S’agissant de guerres et de tsunamis

il faut essayer de repousser l’idée de fatalité pour agir.

Dans votre votre roman Porté disparu on sent entre les lignes une grande tendresse ?

Shakespeare

parle du lait de la tendresse humaine.
Tout poète se nourrit de ce lait-là.

Transgressiez-vous avec Dali ou Gala ?

Dali était plus cultivé qu’original.

On se méprend sur son extravagance.

Il voulait faire avec moi une oeuvre cybernétique.

Il s’intéressait beaucoup à la science.

il se montrait original dans le milieu artistique.
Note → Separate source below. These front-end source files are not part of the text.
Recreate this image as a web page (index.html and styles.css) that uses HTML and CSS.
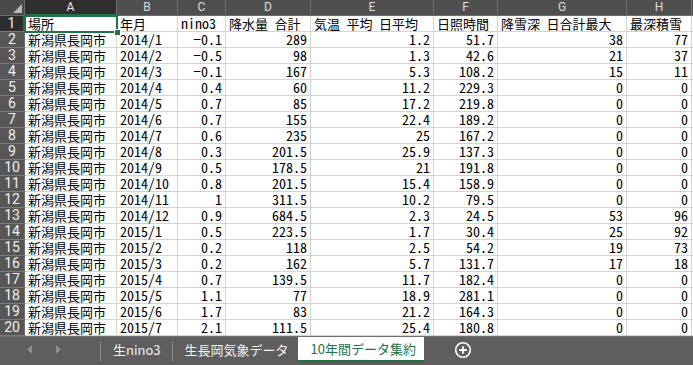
FILE: index.html
```html
<!DOCTYPE html>
<html lang="ja">
<head>
<meta charset="utf-8">
<title>10年間データ集約</title>
<link rel="stylesheet" href="styles.css">
</head>
<body>
<div class="app">
  <div class="sheet">
    <div class="corner"><svg width="9" height="9" viewBox="0 0 9 9"><polygon points="9,0 9,9 0,9" fill="#b8b8b8"/></svg></div>
    <div class="ch active">A</div><div class="ch">B</div><div class="ch">C</div><div class="ch">D</div><div class="ch">E</div><div class="ch">F</div><div class="ch">G</div><div class="ch">H</div><div class="ch last"></div>

    <div class="rh active">1</div><div class="c">場所</div><div class="c">年月</div><div class="c t">nino3</div><div class="c">降水量 合計</div><div class="c">気温 平均 日平均</div><div class="c">日照時間</div><div class="c">降雪深 日合計最大</div><div class="c">最深積雪</div><div class="c last"></div>

    <div class="rh">2</div><div class="c">新潟県長岡市</div><div class="c t">2014/1</div><div class="n">−0.1</div><div class="n">289</div><div class="n">1.2</div><div class="n">51.7</div><div class="n">38</div><div class="n">77</div><div class="c last"></div>
    <div class="rh">3</div><div class="c">新潟県長岡市</div><div class="c t">2014/2</div><div class="n">−0.5</div><div class="n">98</div><div class="n">1.3</div><div class="n">42.6</div><div class="n">21</div><div class="n">37</div><div class="c last"></div>
    <div class="rh">4</div><div class="c">新潟県長岡市</div><div class="c t">2014/3</div><div class="n">−0.1</div><div class="n">167</div><div class="n">5.3</div><div class="n">108.2</div><div class="n">15</div><div class="n">11</div><div class="c last"></div>
    <div class="rh">5</div><div class="c">新潟県長岡市</div><div class="c t">2014/4</div><div class="n">0.4</div><div class="n">60</div><div class="n">11.2</div><div class="n">229.3</div><div class="n">0</div><div class="n">0</div><div class="c last"></div>
    <div class="rh">6</div><div class="c">新潟県長岡市</div><div class="c t">2014/5</div><div class="n">0.7</div><div class="n">85</div><div class="n">17.2</div><div class="n">219.8</div><div class="n">0</div><div class="n">0</div><div class="c last"></div>
    <div class="rh">7</div><div class="c">新潟県長岡市</div><div class="c t">2014/6</div><div class="n">0.7</div><div class="n">155</div><div class="n">22.4</div><div class="n">189.2</div><div class="n">0</div><div class="n">0</div><div class="c last"></div>
    <div class="rh">8</div><div class="c">新潟県長岡市</div><div class="c t">2014/7</div><div class="n">0.6</div><div class="n">235</div><div class="n">25</div><div class="n">167.2</div><div class="n">0</div><div class="n">0</div><div class="c last"></div>
    <div class="rh">9</div><div class="c">新潟県長岡市</div><div class="c t">2014/8</div><div class="n">0.3</div><div class="n">201.5</div><div class="n">25.9</div><div class="n">137.3</div><div class="n">0</div><div class="n">0</div><div class="c last"></div>
    <div class="rh">10</div><div class="c">新潟県長岡市</div><div class="c t">2014/9</div><div class="n">0.5</div><div class="n">178.5</div><div class="n">21</div><div class="n">191.8</div><div class="n">0</div><div class="n">0</div><div class="c last"></div>
    <div class="rh">11</div><div class="c">新潟県長岡市</div><div class="c t">2014/10</div><div class="n">0.8</div><div class="n">201.5</div><div class="n">15.4</div><div class="n">158.9</div><div class="n">0</div><div class="n">0</div><div class="c last"></div>
    <div class="rh">12</div><div class="c">新潟県長岡市</div><div class="c t">2014/11</div><div class="n">1</div><div class="n">311.5</div><div class="n">10.2</div><div class="n">79.5</div><div class="n">0</div><div class="n">0</div><div class="c last"></div>
    <div class="rh">13</div><div class="c">新潟県長岡市</div><div class="c t">2014/12</div><div class="n">0.9</div><div class="n">684.5</div><div class="n">2.3</div><div class="n">24.5</div><div class="n">53</div><div class="n">96</div><div class="c last"></div>
    <div class="rh">14</div><div class="c">新潟県長岡市</div><div class="c t">2015/1</div><div class="n">0.5</div><div class="n">223.5</div><div class="n">1.7</div><div class="n">30.4</div><div class="n">25</div><div class="n">92</div><div class="c last"></div>
    <div class="rh">15</div><div class="c">新潟県長岡市</div><div class="c t">2015/2</div><div class="n">0.2</div><div class="n">118</div><div class="n">2.5</div><div class="n">54.2</div><div class="n">19</div><div class="n">73</div><div class="c last"></div>
    <div class="rh">16</div><div class="c">新潟県長岡市</div><div class="c t">2015/3</div><div class="n">0.2</div><div class="n">162</div><div class="n">5.7</div><div class="n">131.7</div><div class="n">17</div><div class="n">18</div><div class="c last"></div>
    <div class="rh">17</div><div class="c">新潟県長岡市</div><div class="c t">2015/4</div><div class="n">0.7</div><div class="n">139.5</div><div class="n">11.7</div><div class="n">182.4</div><div class="n">0</div><div class="n">0</div><div class="c last"></div>
    <div class="rh">18</div><div class="c">新潟県長岡市</div><div class="c t">2015/5</div><div class="n">1.1</div><div class="n">77</div><div class="n">18.9</div><div class="n">281.1</div><div class="n">0</div><div class="n">0</div><div class="c last"></div>
    <div class="rh">19</div><div class="c">新潟県長岡市</div><div class="c t">2015/6</div><div class="n">1.7</div><div class="n">83</div><div class="n">21.2</div><div class="n">164.3</div><div class="n">0</div><div class="n">0</div><div class="c last"></div>
    <div class="rh">20</div><div class="c">新潟県長岡市</div><div class="c t">2015/7</div><div class="n">2.1</div><div class="n">111.5</div><div class="n">25.4</div><div class="n">180.8</div><div class="n">0</div><div class="n">0</div><div class="c last"></div>

    <div class="selection"><span class="handle"></span></div>
  </div>

  <div class="tabbar">
    <div class="nav">
      <svg width="6" height="9" viewBox="0 0 6 9"><polygon points="5,0 5,9 0,4.5" fill="#8e8e8e"/></svg>
      <svg width="6" height="9" viewBox="0 0 6 9"><polygon points="1,0 1,9 6,4.5" fill="#8e8e8e"/></svg>
    </div>
    <div class="sep"></div>
    <div class="tab">生nino3</div>
    <div class="sep"></div>
    <div class="tab second">生長岡気象データ</div>
    <div class="tab current">10年間データ集約</div>
    <div class="add">
      <svg width="18" height="18" viewBox="0 0 18 18"><circle cx="9" cy="9" r="7.3" fill="none" stroke="#fff" stroke-width="1.6"/><path d="M9 5.2v7.6M5.2 9h7.6" stroke="#fff" stroke-width="1.8"/></svg>
    </div>
  </div>
</div>
</body>
</html>
```
FILE: styles.css
```css
html, body {
  margin: 0;
  padding: 0;
  background: #ffffff;
}

.app {
  width: 693px;
  height: 365px;
  overflow: hidden;
  display: flex;
  flex-direction: column;
  font-family: "Noto Sans CJK JP", "Noto Sans", sans-serif;
}

.sheet {
  position: relative;
  display: grid;
  grid-template-columns: 25px 92px 61px 48px 85px 123px 64px 129px 65px 1fr;
  grid-auto-rows: 16px;
}

.corner {
  background: #4a4a4a;
  border-right: 1px solid #6b6b6b;
  border-bottom: 1px solid #6b6b6b;
  box-sizing: border-box;
  display: flex;
  align-items: flex-end;
  justify-content: flex-end;
  padding: 0 2px 2px 0;
}

.ch {
  background: #4f4f4f;
  color: #dcdcdc;
  font-family: "Roboto", "Noto Sans", sans-serif;
  font-size: 12px;
  line-height: 15px;
  text-align: center;
  border-right: 1px solid #6e6e6e;
  border-bottom: 1px solid #6e6e6e;
  box-sizing: border-box;
}

.ch.active {
  background: #2f2f2f;
  color: #e8e8e8;
  border-bottom: 2px solid #217346;
}

.ch.last {
  border-right: none;
}

.rh {
  background: #575757;
  color: #f0f0f0;
  font-family: "Roboto", "Noto Sans", sans-serif;
  font-size: 14px;
  line-height: 15px;
  text-align: center;
  border-right: 1px solid #6e6e6e;
  border-bottom: 1px solid #7a7a7a;
  box-sizing: border-box;
}

.rh.active {
  background: #2d2d2d;
  border-right: 2px solid #217346;
}

.c, .n {
  color: #000;
  font-size: 13px;
  line-height: 15px;
  font-feature-settings: "hwid";
  white-space: nowrap;
  border-right: 1px solid #d4d4d4;
  border-bottom: 1px solid #d4d4d4;
  box-sizing: border-box;
}

.c {
  padding-left: 3px;
}

.c.t {
  font-size: 14px;
}

.n {
  text-align: right;
  padding-right: 3px;
  font-size: 14px;
}

.c.last {
  border-right: none;
}

.selection {
  position: absolute;
  left: 24px;
  top: 15px;
  width: 94px;
  height: 18px;
  border: 2px solid #217346;
  box-sizing: border-box;
  pointer-events: none;
}

.handle {
  position: absolute;
  right: -5px;
  bottom: -5px;
  width: 5px;
  height: 5px;
  background: #217346;
  border: 1px solid #ffffff;
}

.tabbar {
  flex: 1;
  display: flex;
  align-items: stretch;
  background: #5e5e5e;
  border-top: 1px solid #6f6f6f;
  box-sizing: border-box;
  padding-bottom: 3px;
  color: #f2f2f2;
  font-size: 13px;
}

.nav {
  width: 100px;
  display: flex;
  align-items: center;
  gap: 22px;
  padding-left: 27px;
  box-sizing: border-box;
}

.sep {
  width: 1px;
  background: #8a8a8a;
  margin: 4px 0 1px;
}

.tab {
  display: flex;
  align-items: center;
  padding: 0 11px 0 12px;
  white-space: nowrap;
}

.tab.second {
  padding-right: 9px;
}

.tab.current {
  background: #ffffff;
  color: #217346;
  border-bottom: 2px solid #217346;
  padding: 0 14px 0 13px;
  width: 126px;
  box-sizing: border-box;
}

.add {
  display: flex;
  align-items: center;
  padding-left: 30px;
}
```
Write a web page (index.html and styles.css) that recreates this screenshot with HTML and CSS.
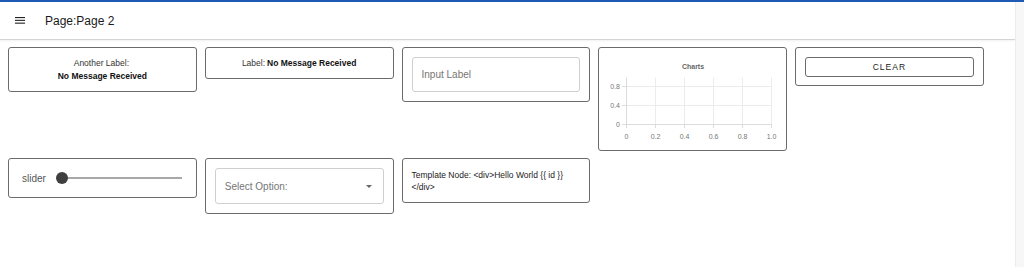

Avec Gala mes rapports ont été difficiles :

je voulais lui faire la cour

et j’ai demandé à Dali son autorisation,

comme dans l’amour courtois .

Lui a beaucoup aimé.

Elle a été très irritée.

Ce fut une transgression galactique.

Le théatre panique.

Le théâtre panique obéit

à la mémoire et à l’imagination.

Mais vous pouvez écrire du théâtre panique puisque , comme nous l’avons affirmé, tout le monde peut se dire panique.

Est-ce vrai que vous avez dansé une conférence en présence du roi d’Espagne ?

Dans une conférence j’expose

en m’exposant

un sujet qui n’a rien à voir avec ce à quoi je m’attendais moi-même.

Je la prépare comme l’ouverture d’une partie d’échecs.

Puis, inexorablement, j’improvise.

La conférence est souvent nocturne comme un rêve.

La conférence est une création quand elle a lieu devant un auditoire attentif et critique qui réagit comme l’adversaire d’une partie d’échecs.

sans lui rien ne serait possible.

Oui.

J’ai dansé une conférence devant le roi, à Madrid.

J’en ai chanté une autre dans une université lors du "Centenaire de Vélasquez".

Toute la vie du conférencier est-elle incluse dans ses conférences, comme toute la vie de l’écrivain l’est dans ses écrits les plus spontanés.

Quelles sont vos relations avec votre propre corps ?

Je peux avoir l’occiput dans l’estomac et le coeur dans les dents.

Par exemple dans ma pièce L’Architecte et l’Empereur d’Assyrie où celui-là mange celui-ci.

J’associe à mon théâtre

entre autres,

le nez pour le flair,

les amygdales du cerveau,

et mes poumons fragiles, mais nécessaires pour donner du souffle.

Comme on dit en espagnol, je n’écris pas "con los pies".